Le droit à l’autonomie gouvernementale pour les peuples autochtones est un droit inhérent en vertu de la Constitution canadienne. Ces ententes permettent aux gouvernements autochtones d’adopter leurs propres lois et politiques, et chaque entente négociée est unique en son genre.
Une entente d’ici un an ou deux
Brendan Gully, un résident de Colville Lake, estime que cette rencontre sur le territoire ancestral est « une avancée très importante ». Le fait que la communauté établisse réellement son autonomie serait un grand pas en avant pour elle.
D’après Joseph Kochon, il faudra encore une à deux années pour terminer le processus. Pour les membres de la communauté, comme l’aîné Hyecinthe Kochon, ce n’est pas préoccupant si cela prend un peu plus de temps.
C’était vraiment bien [que les négociateurs territoriaux] se soient déplacés. Mon père est le seul aîné présent et il est heureux de voir cela, raconte le fils d’Hyecinthe, Wilbert Kochon.

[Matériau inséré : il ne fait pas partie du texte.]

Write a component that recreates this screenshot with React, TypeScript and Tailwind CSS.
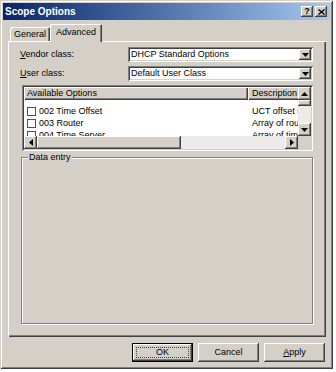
const raised =
  "shadow-[inset_-1px_-1px_#404040,inset_1px_1px_#ffffff,inset_-2px_-2px_#808080,inset_2px_2px_#d4d0c8]";
const sunken =
  "shadow-[inset_1px_1px_#808080,inset_-1px_-1px_#ffffff,inset_2px_2px_#404040,inset_-2px_-2px_#d4d0c8]";
const windowEdge =
  "shadow-[inset_1px_1px_#d4d0c8,inset_-1px_-1px_#404040,inset_2px_2px_#ffffff,inset_-2px_-2px_#808080]";
const header =
  "shadow-[inset_1px_1px_#ffffff,inset_-1px_-1px_#404040,inset_-2px_-2px_#808080]";

function Arrow({ dir }: { dir: "up" | "down" | "left" | "right" }) {
  const pts = {
    up: "0,4 7,4 3.5,0",
    down: "0,0 7,0 3.5,4",
    left: "4,0 4,7 0,3.5",
    right: "0,0 0,7 4,3.5",
  }[dir];
  const vertical = dir === "up" || dir === "down";
  return (
    <svg width={vertical ? 7 : 4} height={vertical ? 4 : 7} viewBox={vertical ? "0 0 7 4" : "0 0 4 7"}>
      <polygon points={pts} fill="#000" />
    </svg>
  );
}

function ScrollBtn({ dir }: { dir: "up" | "down" | "left" | "right" }) {
  return (
    <div className={`w-[13px] h-[13px] shrink-0 bg-[#d4d0c8] flex items-center justify-center ${raised}`}>
      <Arrow dir={dir} />
    </div>
  );
}

function Combo({ text }: { text: string }) {
  return (
    <div className={`flex-1 h-[15px] bg-white p-[2px] flex items-center ${sunken}`}>
      <span className="flex-1 pl-[1px] whitespace-nowrap">{text}</span>
      <div className={`w-[12px] h-[11px] bg-[#d4d0c8] flex items-center justify-center ${raised}`}>
        <Arrow dir="down" />
      </div>
    </div>
  );
}

function Check() {
  return <div className="w-[9px] h-[9px] shrink-0 border border-[#505050] bg-white" />;
}

const options = [
  { name: "002 Time Offset", desc: "UCT offset in seconds" },
  { name: "003 Router", desc: "Array of router addresses" },
  { name: "004 Time Server", desc: "Array of time server addresses" },
];

export default function App() {
  return (
    <div className="w-[336px] h-[372px] bg-white font-['Liberation_Sans',Arial,sans-serif] text-[9px] leading-[9px] text-black">
      <div className={`w-[333px] h-[369px] bg-[#d4d0c8] p-[3px] flex flex-col ${windowEdge}`}>
        {/* title bar */}
        <div className="h-[17px] shrink-0 flex items-center justify-between pl-[2px] pr-[3px] bg-linear-to-r from-[#0a246a] to-[#a6caf0]">
          <span className="text-white font-bold text-[10px] leading-[10px]">Scope Options</span>
          <div className="flex gap-[2px]">
            <div className={`w-[12px] h-[11px] bg-[#d4d0c8] flex items-center justify-center font-bold text-[9px] ${raised}`}>
              ?
            </div>
            <div className={`w-[12px] h-[11px] bg-[#d4d0c8] flex items-center justify-center ${raised}`}>
              <svg width="7" height="6" viewBox="0 0 7 6">
                <path d="M0.5 0.5 L6.5 5.5 M6.5 0.5 L0.5 5.5" stroke="#000" strokeWidth="1.4" />
              </svg>
            </div>
          </div>
        </div>

        {/* tabs */}
        <div className="mt-[4px] ml-[5px] h-[17px] shrink-0 flex items-end relative z-10">
          <div className="ml-[2px] w-[40px] h-[14px] rounded-t-[2px] flex items-center justify-center shadow-[inset_1px_1px_#ffffff,inset_-1px_0_#404040,inset_-2px_0_#808080]">
            General
          </div>
          <div className="w-[52px] h-[18px] -mb-[1px] bg-[#d4d0c8] rounded-t-[2px] flex items-center justify-center pb-[1px] shadow-[inset_1px_1px_#ffffff,inset_-1px_0_#404040,inset_-2px_0_#808080]">
            Advanced
          </div>
        </div>

        {/* tab panel */}
        <div className="ml-[5px] mr-[4px] h-[296px] shrink-0 flex flex-col pt-[6px] pl-[12px] pr-[13px] pb-[13px] shadow-[inset_1px_1px_#ffffff,inset_-1px_-1px_#404040,inset_-2px_-2px_#808080]">
          <div className="flex items-center h-[15px]">
            <span className="w-[108px] shrink-0">
              <u>V</u>endor class:
            </span>
            <Combo text="DHCP Standard Options" />
          </div>
          <div className="flex items-center h-[15px] mt-[4px]">
            <span className="w-[108px] shrink-0">
              <u>U</u>ser class:
            </span>
            <Combo text="Default User Class" />
          </div>

          {/* list view */}
          <div className={`ml-[2px] mt-[4px] h-[66px] shrink-0 bg-white p-[2px] ${sunken}`}>
            <div className="grid grid-cols-[1fr_13px] grid-rows-[1fr_13px] h-full">
              <div className="overflow-hidden">
                <div className="flex h-[13px]">
                  <div className={`w-[224px] shrink-0 bg-[#d4d0c8] pl-[3px] flex items-center ${header}`}>
                    Available Options
                  </div>
                  <div className={`w-[70px] shrink-0 bg-[#d4d0c8] pl-[4px] flex items-center ${header}`}>
                    Description
                  </div>
                </div>
                <div className="pt-[5px]">
                  {options.map((o) => (
                    <div key={o.name} className="flex h-[12px] items-center whitespace-nowrap">
                      <div className="w-[224px] shrink-0 flex items-center pl-[3px] gap-[3px]">
                        <Check />
                        <span>{o.name}</span>
                      </div>
                      <span className="pl-[4px]">{o.desc}</span>
                    </div>
                  ))}
                </div>
              </div>
              <div className="flex flex-col">
                <ScrollBtn dir="up" />
                <div className={`h-[6px] bg-[#d4d0c8] ${raised}`} />
                <div className="flex-1 bg-[#ecebe7]" />
                <ScrollBtn dir="down" />
              </div>
              <div className="flex">
                <ScrollBtn dir="left" />
                <div className={`w-[144px] bg-[#d4d0c8] ${raised}`} />
                <div className="flex-1 bg-[#ecebe7]" />
                <ScrollBtn dir="right" />
              </div>
              <div className="bg-[#d4d0c8]" />
            </div>
          </div>

          {/* group box */}
          <div className="ml-[1px] mt-[6px] flex-1 flex flex-col border border-[#808080] shadow-[1px_1px_0_#ffffff,inset_1px_1px_0_#ffffff]">
            <span className="self-start -mt-[5px] ml-[6px] px-[1px] bg-[#d4d0c8]">Data entry</span>
          </div>
        </div>

        {/* buttons */}
        <div className="mt-[6px] mr-[5px] flex justify-end gap-[5px]">
          <div className="w-[61px] h-[19px] border border-black bg-[#d4d0c8] flex">
            <div className={`flex-1 flex items-center justify-center p-[3px] ${raised}`}>
              <div className="w-full h-full border border-dotted border-[#404040] flex items-center justify-center">
                OK
              </div>
            </div>
          </div>
          <div className={`w-[61px] h-[19px] bg-[#d4d0c8] flex items-center justify-center ${raised}`}>Cancel</div>
          <div className={`w-[61px] h-[19px] bg-[#d4d0c8] flex items-center justify-center ${raised}`}>
            <span>
              <u>A</u>pply
            </span>
          </div>
        </div>
      </div>
    </div>
  );
}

Par courriel, la porte-parole du ministère de l’Exécutif et des Affaires autochtones, Toyeke Adedipe, a indiqué que « le GTNO était ravi d’être invité par la communauté au lac Horton pour participer à une séance de négociations sur le territoire » et qu’il « se réjouirait de la possibilité de se rencontrer à nouveau sur les terres à l’avenir ».